Author Archives: Rusty Rueff

About Rusty Rueff

Rusty Rueff, author of purposed worKING. Rusty Rueff is the former Chairman Emeritus of The GRAMMY Foundation in Los Angeles. He most recently completed the successful 16 month leadership role as Coordinating National Co-Chair for Technology for Obama (T4O) for the reelection of President Obama and ten-years of Board service and President of the Board of Trustees of the American Conservatory Theater in San Francisco. Corporately, most recently Rueff was the Chief Executive Officer at SNOCAP, Inc. until the acquisition of the company by imeem, Inc. in April 2008. Before joining SNOCAP in 2005, he was Executive Vice President of Human Resources at Electronic Arts (EA) from 1998 until 2005. He was also with the PepsiCo companies for more than ten years, with the Pratt & Whitney division of United Technologies for two years, and in commercial radio as an on-air personality for six years. Rusty holds an M.S. in counseling and a B.A. in radio and television from Purdue University. In 2003 he was named a distinguished Purdue alumnus, and he and his wife, Patti, are the named benefactors of Purdue’s Patti and Rusty Rueff School of Visual and Performing Arts. He is a corporate director of Glassdoor.com and runcoach. He is the co-founder and Executive Committee Member of T4A.org, serves on the Founding Circle of The Centrist Project and a founding Board Member of The GRAMMY Music Education Coalition. He is also the co-author of the book Talent Force: A New Manifesto for the Human Side of Business. Rusty and his wife, Patti, reside in Hillsborough, CA and Charlestown, R.I.
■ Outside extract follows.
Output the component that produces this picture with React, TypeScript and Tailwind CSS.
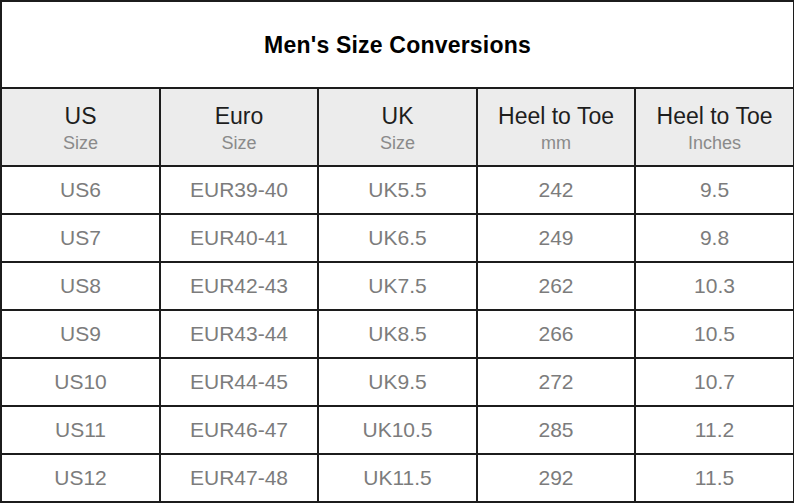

day 2805: May The Force Be With You

“Prophecy and speaking in unknown languages and special knowledge will become useless. But love will last forever!”

“May the Force be with you”.  If you don’t recognize that quote, then the idea of today, May 4th, won’t mean anything to you.  But for Star Wars fans they perk up today and are happy to say to each other, “May the 4th be with you!”  It’s a thing and it has been for now two generations and I expect it will be for another one that is growing up now. It’s hard to know what will catch on and hang around, but there is always something that does until it just becomes part of our everyday culture. And, thus do those things that were once part of our world, that then fade away until one day it was like they were never here. I think this is why we are to not get too fixated on what is great or what is terrible right now, as it could be gone and a distant memory soon.  And somethings in life, we are really happy for them to fade away.

What can we truly hang onto and know it will never fade, remains eternal and will be as relevant tomorrow as it was yesterday?  Really, all we have that meets that expectation is the love of God to us. I’m amazed at the number of people who would never had said, “I love you” at an end of a call or Zoom, but today they do.  It makes my heart warm to know that we are becoming more tender with each other and realizing that others in our life are really precious and can’t be taken for granted.  Could it be that God’s love is showing up in us in a way that it can’t without going through loss?  God does not force His love on us, nor does He force us to love others, but when we love Him and we put that love to action for others it becomes a force that can stick around forever.